Wellington Shire Council is urging pet owners to be aware of their dogs' barking to help maintain peace in the community.

Under Section 32 (2) of The Domestic Animals Act 1994, a dog or cat is considered a nuisance if its noise, such as barking or otherwise, significantly disrupts the peace or comfort of others or, if it injures or endangers the health of a person.

Often, dog owners may not realise their dog is barking excessively, especially if it happens when they are not home. While barking is natural for dogs, it's important for owners to prevent it from becoming excessive to avoid disturbing neighbours.

Wellington Shire Council Mayor, Cr Ian Bye emphasised that while dogs are valued members of the community, those that bark excessively can become a real source of frustration.

"Dogs may bark for various reasons, such as boredom or behavioural issues. It’s important for owners to identify the cause and address it to prevent disturbances” Cr Bye added.

Residents are encouraged to train their dogs, ensure they get enough exercise, provide them with toys and shelter, and seek veterinary advice if necessary.

“If excessive barking continue to affect neighbours, it's best to first try to resolve the matter directly with the dog owner. Usually, about 80% of these cases are resolved promptly after the initial contact.” Cr Bye said.

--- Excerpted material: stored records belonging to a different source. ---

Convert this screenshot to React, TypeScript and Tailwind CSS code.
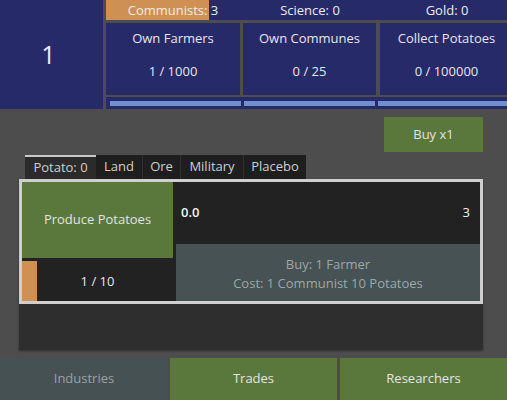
import React from "react";

const navy = "bg-[#262a68]";

function Card({ title, value }: { title: string; value: string }) {
  return (
    <div className={`${navy} h-[72px] flex flex-col items-center pt-[6px] text-[13px] text-[#e6e6ec]`}>
      <div className="leading-[18px] whitespace-nowrap">{title}</div>
      <div className="leading-[18px] mt-[15px] whitespace-nowrap">{value}</div>
    </div>
  );
}

export default function App() {
  return (
    <div
      className="w-[507px] h-[400px] overflow-hidden bg-[#4d4d4d] flex flex-col"
      style={{ fontFamily: '"Open Sans", "Noto Sans", sans-serif' }}
    >
      {/* top */}
      <div className="h-[109px] flex gap-[3px] shrink-0">
        <div className={`${navy} w-[103px] shrink-0 flex items-center justify-center pr-[6px] text-[25px] text-[#ececf2]`}>
          1
        </div>
        <div className="w-[408px] shrink-0 flex flex-col">
          <div className={`${navy} relative h-[20px] grid grid-cols-[134px_134px_134px] gap-[3px] text-[13px] text-[#ececf0] leading-[20px]`}>
            <div className="absolute left-0 top-0 h-[20px] w-[103px] bg-[#cf9153]" />
            <div className="relative text-center whitespace-nowrap">Communists: 3</div>
            <div className="relative text-center whitespace-nowrap">Science: 0</div>
            <div className="relative text-center whitespace-nowrap">Gold: 0</div>
          </div>
          <div className="mt-[3px] grid grid-cols-[134px_133px_134px] gap-x-[3px] [&>*:nth-child(3)]:ml-[1px]">
            <Card title="Own Farmers" value="1 / 1000" />
            <Card title="Own Communes" value="0 / 25" />
            <Card title="Collect Potatoes" value="0 / 100000" />
          </div>
          <div className={`${navy} mt-[2px] h-[12px] pl-[4px] pt-[4px] grid grid-cols-[131px_131px_131px] gap-[3px]`}>
            <div className="h-[5px] bg-[#6f8fd0]" />
            <div className="h-[5px] bg-[#6f8fd0]" />
            <div className="h-[5px] bg-[#6f8fd0]" />
          </div>
        </div>
      </div>

      {/* middle */}
      <div className="h-[249px] shrink-0 pl-[19px] pr-[24px] pt-[8px] flex flex-col">
        <div className="flex justify-end">
          <div className="w-[99px] h-[35px] bg-[#5b783c] flex items-center justify-center text-[13px] text-[#e2e2e2]">
            Buy x1
          </div>
        </div>
        <div className="mt-[3px] ml-[6px] flex h-[24px] text-[13px] text-[#cfcfcf]">
          <div className="w-[71px] bg-[#2b2b2b] border-t-2 border-[#c9c9c9] flex items-center justify-center pb-[1px]">
            Potato: 0
          </div>
          <div className="w-[46px] bg-[#1e1e1e] flex items-center justify-center">Land</div>
          <div className="w-[38px] bg-[#1e1e1e] border-l border-[#303030] flex items-center justify-center">Ore</div>
          <div className="w-[63px] bg-[#1e1e1e] border-l border-[#303030] flex items-center justify-center">Military</div>
          <div className="w-[63px] bg-[#1e1e1e] border-l border-[#303030] flex items-center justify-center">Placebo</div>
        </div>
        <div className="h-[171px] bg-[#2e2e2e] shadow-[0_1px_2px_rgba(0,0,0,0.4)]">
          <div className="h-[125px] border-[3px] border-[#cfcfcf] bg-[#222222] flex text-[13px]">
            <div className="w-[151px] shrink-0 flex flex-col">
              <div className="h-[76px] bg-[#5b783c] flex items-center justify-center text-[#e2e2e2]">
                Produce Potatoes
              </div>
              <div className="relative flex-1 flex items-center justify-center text-[#e8e8e8]">
                <div className="absolute left-0 top-[3px] bottom-0 w-[15px] bg-[#cf9153]" />
                <span className="relative pt-[5px]">1 / 10</span>
              </div>
            </div>
            <div className="flex-1 flex flex-col">
              <div className="h-[62px] flex items-center justify-between pl-[8px] pr-[10px] text-[#f4f4f4] font-semibold">
                <span>0.0</span>
                <span className="font-normal">3</span>
              </div>
              <div className="flex-1 ml-[3px] bg-[#465254] flex flex-col items-center justify-center pt-[2px] text-[#9ea7a7] leading-[19px]">
                <div>Buy: 1 Farmer</div>
                <div>Cost: 1 Communist 10 Potatoes</div>
              </div>
            </div>
          </div>
        </div>
      </div>

      {/* bottom nav */}
      <div className="h-[42px] shrink-0 flex gap-[2px] text-[13px]">
        <div className="w-[168px] bg-[#465154] flex items-center justify-center text-[#98a1a2]">Industries</div>
        <div className="w-[167px] bg-[#5b783c] flex items-center justify-center text-[#e4e4e4]">Trades</div>
        <div className="flex-1 ml-[1px] bg-[#5b783c] flex items-center justify-center text-[#e4e4e4]">Researchers</div>
      </div>
    </div>
  );
}
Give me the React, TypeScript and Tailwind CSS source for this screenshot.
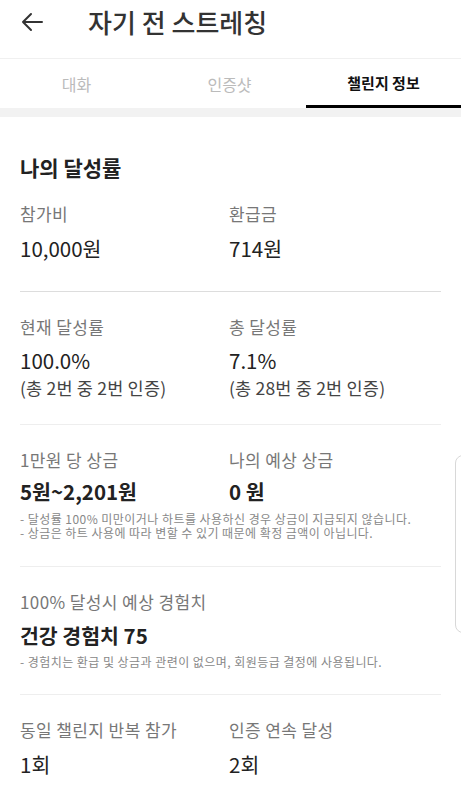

If the issue persists, individuals can file a complaint with Council. Upon receiving a complaint, CouncilOfficers will contact the complainant for details and request they fill out an Animal Nuisance Monitoring Sheet to document the disturbance. From there, Council will inform the dog owner of the complaint, provide educational materials on managing barking, and request action to mitigate the issue.